* START Provided data *
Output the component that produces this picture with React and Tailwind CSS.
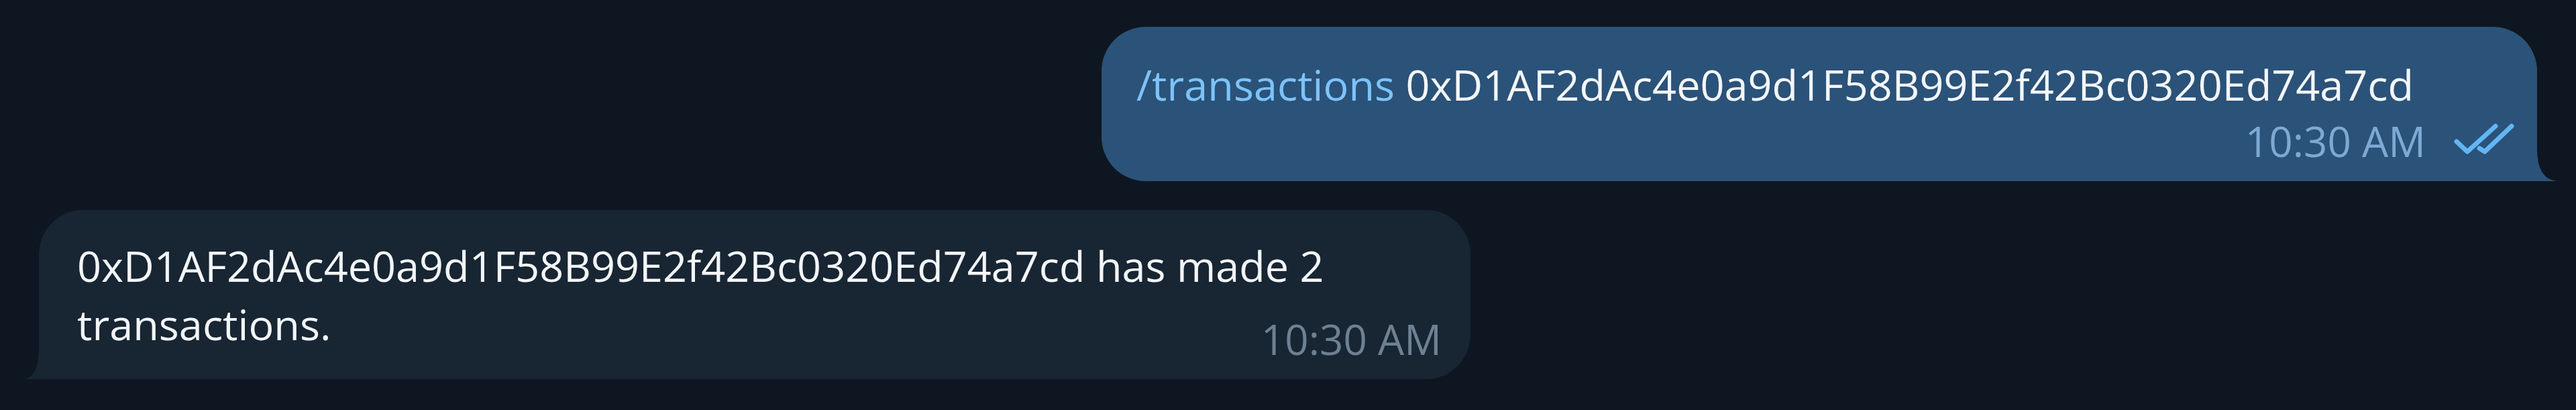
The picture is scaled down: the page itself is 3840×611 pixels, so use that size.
import React from "react";

function DoubleCheck() {
  return (
    <svg width="90" height="48" viewBox="0 0 90 48" fill="none" className="shrink-0 mb-[8px]">
      <path d="M4 28 L20 43 L62 5" stroke="#62b6f5" strokeWidth="7" strokeLinecap="round" strokeLinejoin="round" />
      <path d="M38 38 L46 43 L86 5" stroke="#62b6f5" strokeWidth="7" strokeLinecap="round" strokeLinejoin="round" />
    </svg>
  );
}

export default function App() {
  return (
    <div
      className="min-h-[611px] w-full bg-[#0e1621] flex flex-col pt-[40px] gap-[43px]"
      style={{ fontFamily: '"Open Sans", "Noto Sans", sans-serif' }}
    >
      {/* Outgoing */}
      <div className="flex justify-end pr-[58px]">
        <div className="relative w-[2140px] rounded-[66px] rounded-br-none bg-[#2b5278] pl-[52px] pr-[34px] pt-[42px] pb-[16px]">
          <div className="text-[63px] leading-[87px] text-[#f3f6f9] whitespace-nowrap">
            <span className="text-[#7cc3fa]">/transactions</span> 0xD1AF2dAc4e0a9d1F58B99E2f42Bc0320Ed74a7cd
          </div>
          <div className="-mt-[2px] flex justify-end items-center gap-[42px] leading-[87px]">
            <span className="text-[62px] text-[#7ea9d2]">10:30 AM</span>
            <DoubleCheck />
          </div>
          <svg className="absolute -right-[31px] bottom-0" width="31" height="48" viewBox="0 0 31 48">
            <path d="M0 0 Q0 46 31 48 L0 48 Z" fill="#2b5278" />
          </svg>
        </div>
      </div>

      {/* Incoming */}
      <div className="flex justify-start pl-[58px]">
        <div className="relative w-[2134px] rounded-[66px] rounded-bl-none bg-[#182533] pl-[57px] pr-[43px] pt-[39px] pb-[16px]">
          <div className="text-[63px] leading-[87px] text-[#f3f6f9] whitespace-nowrap">
            0xD1AF2dAc4e0a9d1F58B99E2f42Bc0320Ed74a7cd has made 2
          </div>
          <div className="flex justify-between items-start">
            <span className="text-[63px] leading-[87px] text-[#f3f6f9]">transactions.</span>
            <span className="mt-[23px] text-[62px] leading-[87px] text-[#6d8193]">10:30 AM</span>
          </div>
          <svg className="absolute -left-[23px] bottom-0" width="23" height="48" viewBox="0 0 23 48">
            <path d="M23 0 Q23 46 0 48 L23 48 Z" fill="#182533" />
          </svg>
        </div>
      </div>
    </div>
  );
}
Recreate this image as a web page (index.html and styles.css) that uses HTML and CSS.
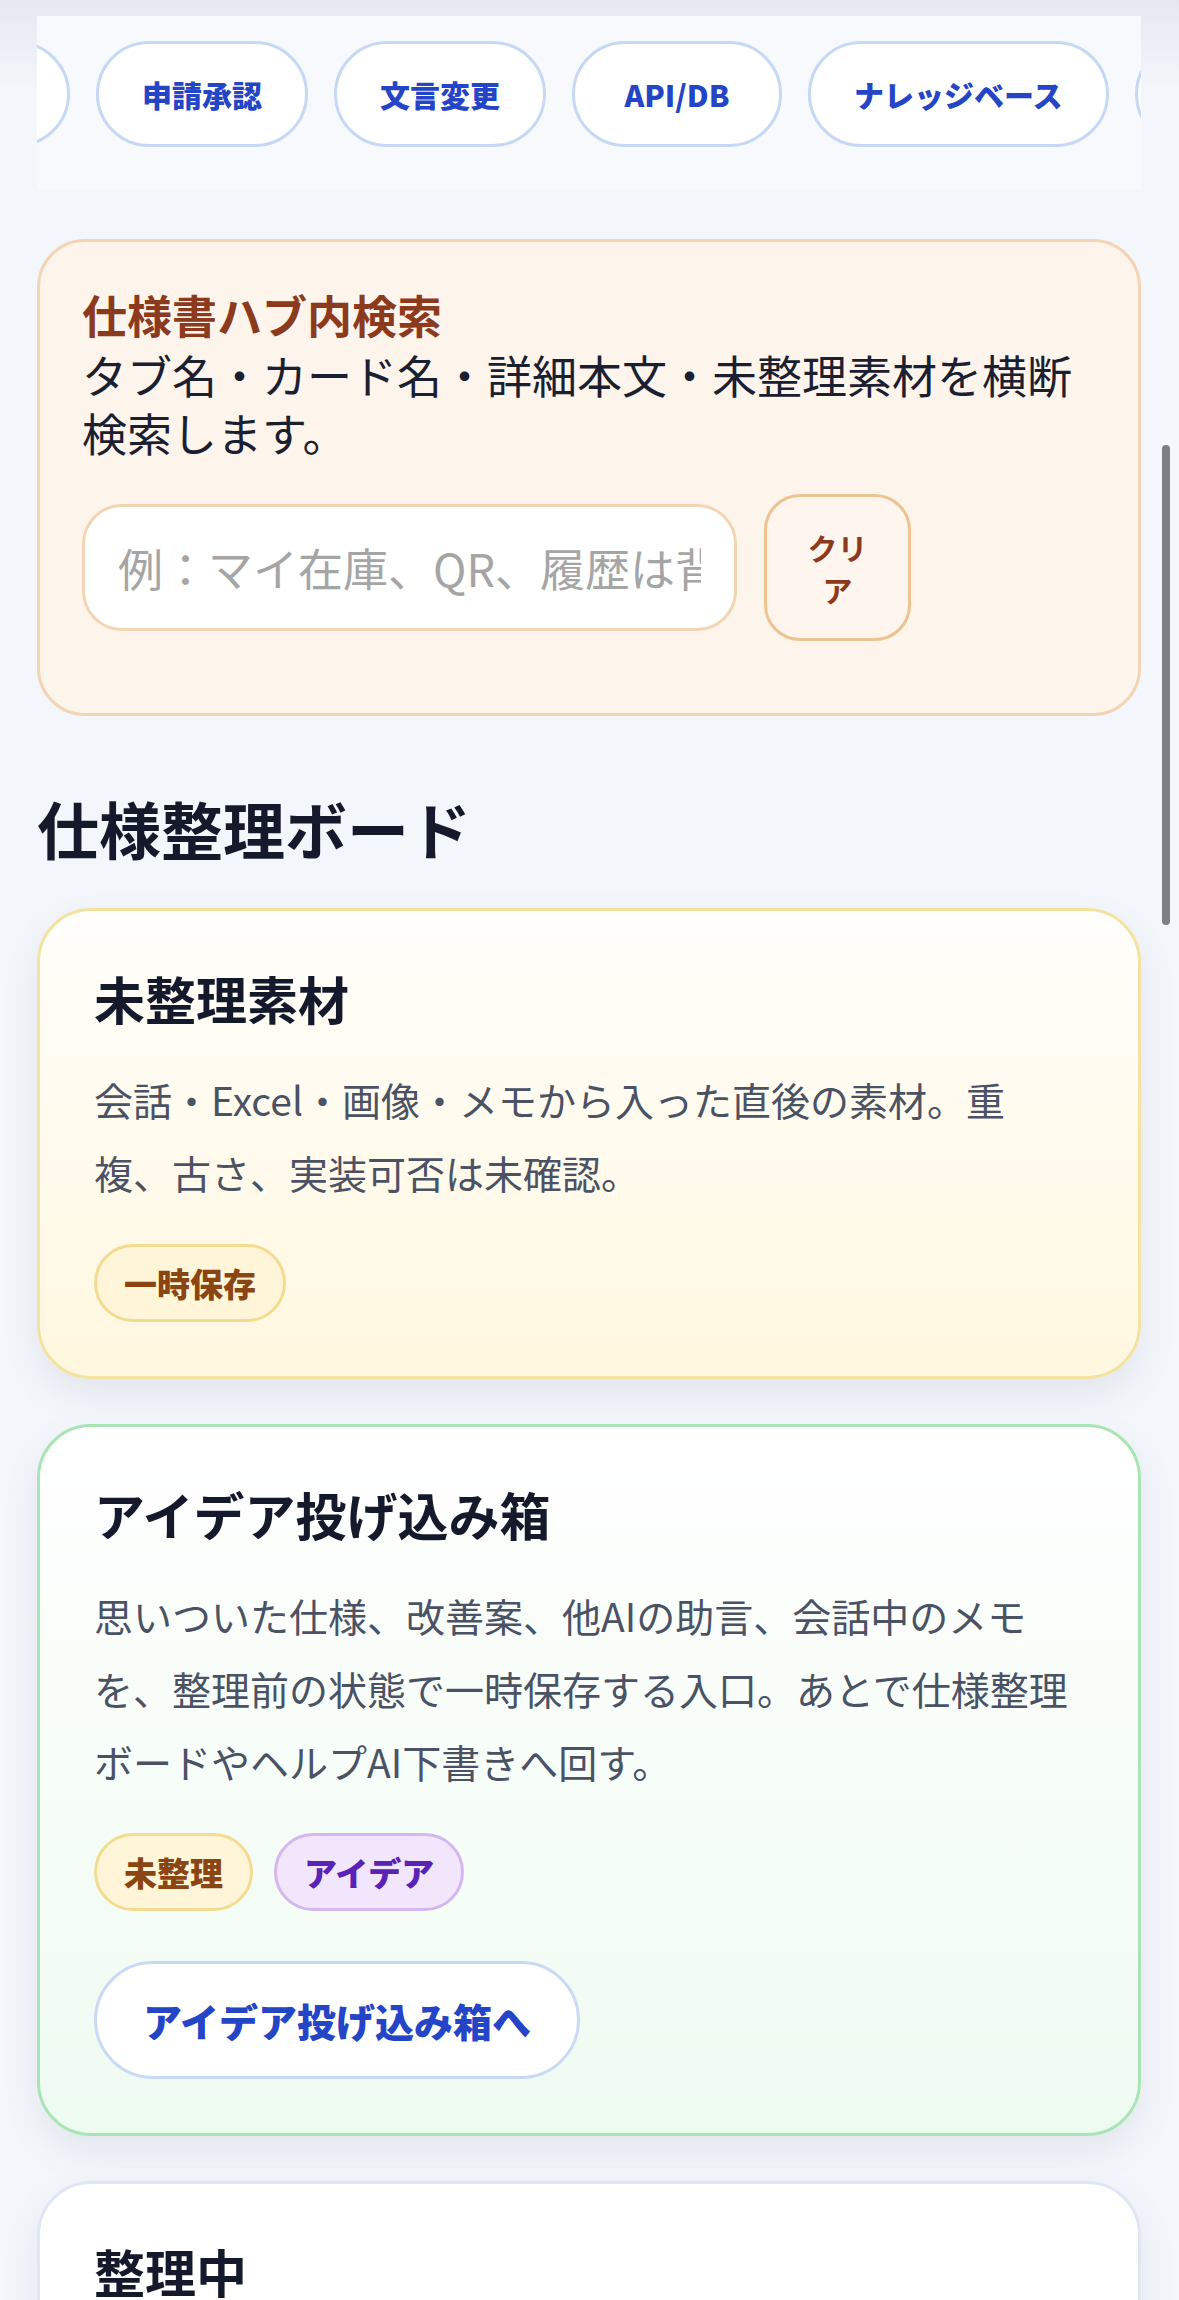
FILE: index.html
```html
<!DOCTYPE html>
<html lang="ja">
<head>
    <meta charset="UTF-8">
    <meta name="viewport" content="width=device-width, initial-scale=1.0">
    <title>仕様書ハブ</title>
    <link rel="stylesheet" href="styles.css">
</head>
<body>
    <div class="page">
        <!-- Category tabs (horizontal scroll) -->
        <nav class="tab-bar">
            <div class="tab-track">
                <a class="tab-pill">画面構成</a>
                <a class="tab-pill">申請承認</a>
                <a class="tab-pill">文言変更</a>
                <a class="tab-pill">API/DB</a>
                <a class="tab-pill">ナレッジベース</a>
                <a class="tab-pill">運用ルール</a>
            </div>
        </nav>

        <!-- Search -->
        <section class="search-card">
            <h2 class="search-title">仕様書ハブ内検索</h2>
            <p class="search-desc">タブ名・カード名・詳細本文・未整理素材を横断検索します。</p>
            <div class="search-row">
                <input type="text" class="search-input" placeholder="例：マイ在庫、QR、履歴は背景色">
                <button type="button" class="clear-btn">クリア</button>
            </div>
        </section>

        <h1 class="board-title">仕様整理ボード</h1>

        <!-- Board columns -->
        <div class="board">
            <article class="board-card card-raw">
                <h3 class="card-title">未整理素材</h3>
                <p class="card-desc">会話・Excel・画像・メモから入った直後の素材。重複、古さ、実装可否は未確認。</p>
                <div class="tag-list">
                    <span class="tag tag-hold">一時保存</span>
                </div>
            </article>

            <article class="board-card card-idea">
                <h3 class="card-title">アイデア投げ込み箱</h3>
                <p class="card-desc">思いついた仕様、改善案、他AIの助言、会話中のメモを、整理前の状態で一時保存する入口。あとで仕様整理ボードやヘルプAI下書きへ回す。</p>
                <div class="tag-list">
                    <span class="tag tag-hold">未整理</span>
                    <span class="tag tag-idea">アイデア</span>
                </div>
                <a class="card-link">アイデア投げ込み箱へ</a>
            </article>

            <article class="board-card">
                <h3 class="card-title">整理中</h3>
                <p class="card-desc">重複を統合し、現行仕様との差分を確認している段階。</p>
            </article>
        </div>
    </div>

    <div class="scroll-thumb"></div>
</body>
</html>
```

FILE: styles.css
```css
* {
    box-sizing: border-box;
}
html {
    scrollbar-width: none;
}
body {
    margin: 0;
    font-family: "Noto Sans CJK JP", "Noto Sans", sans-serif;
    color: #141a2b;
    background: #f3f6fb linear-gradient(#e5e8ee, #f3f6fb 90px) no-repeat;
}
.page {
    padding: 16px 38px 60px 37px;
}

/* tabs */
.tab-bar {
    background: #f7f9fd;
    padding: 25px 0 43px;
    margin-bottom: 49px;
    overflow: hidden;
}
.tab-track {
    display: flex;
    gap: 26px;
    margin-left: -179px;
}
.tab-pill {
    flex: none;
    display: flex;
    align-items: center;
    justify-content: center;
    min-width: 210px;
    height: 106px;
    padding: 0 43px;
    border: 3px solid #c6d8f3;
    border-radius: 53px;
    background: #fff;
    color: #2445c6;
    font-size: 30px;
    font-weight: 900;
}

/* search */
.search-card {
    background: #fdf4ec;
    border: 3px solid #f3d4b4;
    border-radius: 48px;
    padding: 42px 42px 72px;
}
.search-title {
    margin: 0;
    font-size: 45px;
    line-height: 62px;
    font-weight: 700;
    color: #8b3a1d;
}
.search-desc {
    margin: 0;
    font-size: 45px;
    line-height: 58px;
    color: #1a2030;
}
.search-row {
    display: flex;
    align-items: center;
    gap: 27px;
    margin-top: 32px;
}
.search-input {
    width: 655px;
    height: 127px;
    padding: 0 33px;
    border: 3px solid #f2d5b4;
    border-radius: 40px;
    background: #fff;
    font: inherit;
    font-size: 45px;
    outline: none;
}
.search-input::placeholder {
    color: #a5a5a5;
}
.clear-btn {
    width: 147px;
    height: 147px;
    padding: 0 40px;
    border: 3px solid #efc38f;
    border-radius: 36px;
    background: #fdf5ee;
    color: #8b3a1d;
    font: inherit;
    font-size: 30px;
    line-height: 42px;
    font-weight: 700;
}

/* board */
.board-title {
    margin: 72px 0 40px;
    font-size: 62px;
    line-height: 80px;
    font-weight: 700;
}
.board {
    display: flex;
    flex-direction: column;
    gap: 45px;
}
.board-card {
    padding: 54px 66px 54px 54px;
    border: 3px solid #dfe7f5;
    border-radius: 54px;
    background: #fff;
    box-shadow: 0 16px 40px rgba(15, 23, 42, 0.07);
}
.card-raw {
    background: linear-gradient(#fffefb, #fff7df);
    border-color: #f4e2a0;
}
.card-idea {
    background: linear-gradient(#ffffff, #eefbf1);
    border-color: #a9e4b5;
}
.card-title {
    margin: 0;
    font-size: 51px;
    line-height: 66px;
    font-weight: 700;
}
.card-desc {
    margin: 32px 0 0;
    font-size: 39px;
    line-height: 73px;
    color: #4a5264;
}
.tag-list {
    display: flex;
    gap: 21px;
    margin-top: 35px;
}
.tag {
    padding: 13px 27px;
    border: 3px solid;
    border-radius: 40px;
    font-size: 33px;
    line-height: 46px;
    font-weight: 900;
}
.tag-hold {
    background: #fff6da;
    border-color: #f3dc92;
    color: #8a4513;
}
.tag-idea {
    background: #f1e6fc;
    border-color: #d5b7f0;
    color: #5a22b5;
}
.card-link {
    display: inline-block;
    margin-top: 50px;
    padding: 32px 46px;
    border: 3px solid #c9daf5;
    border-radius: 60px;
    background: #fff;
    color: #2445c6;
    font-size: 39px;
    line-height: 48px;
    font-weight: 900;
}

/* overlay scrollbar */
.scroll-thumb {
    position: fixed;
    top: 445px;
    right: 9px;
    width: 8px;
    height: 480px;
    border-radius: 4px;
    background: #7e7f83;
}
```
* END Provided data *
### Exercise aim:
Of all the lines above, how many contain the word "styles"? Give the number and nothing else.

### Response to the exercise:
3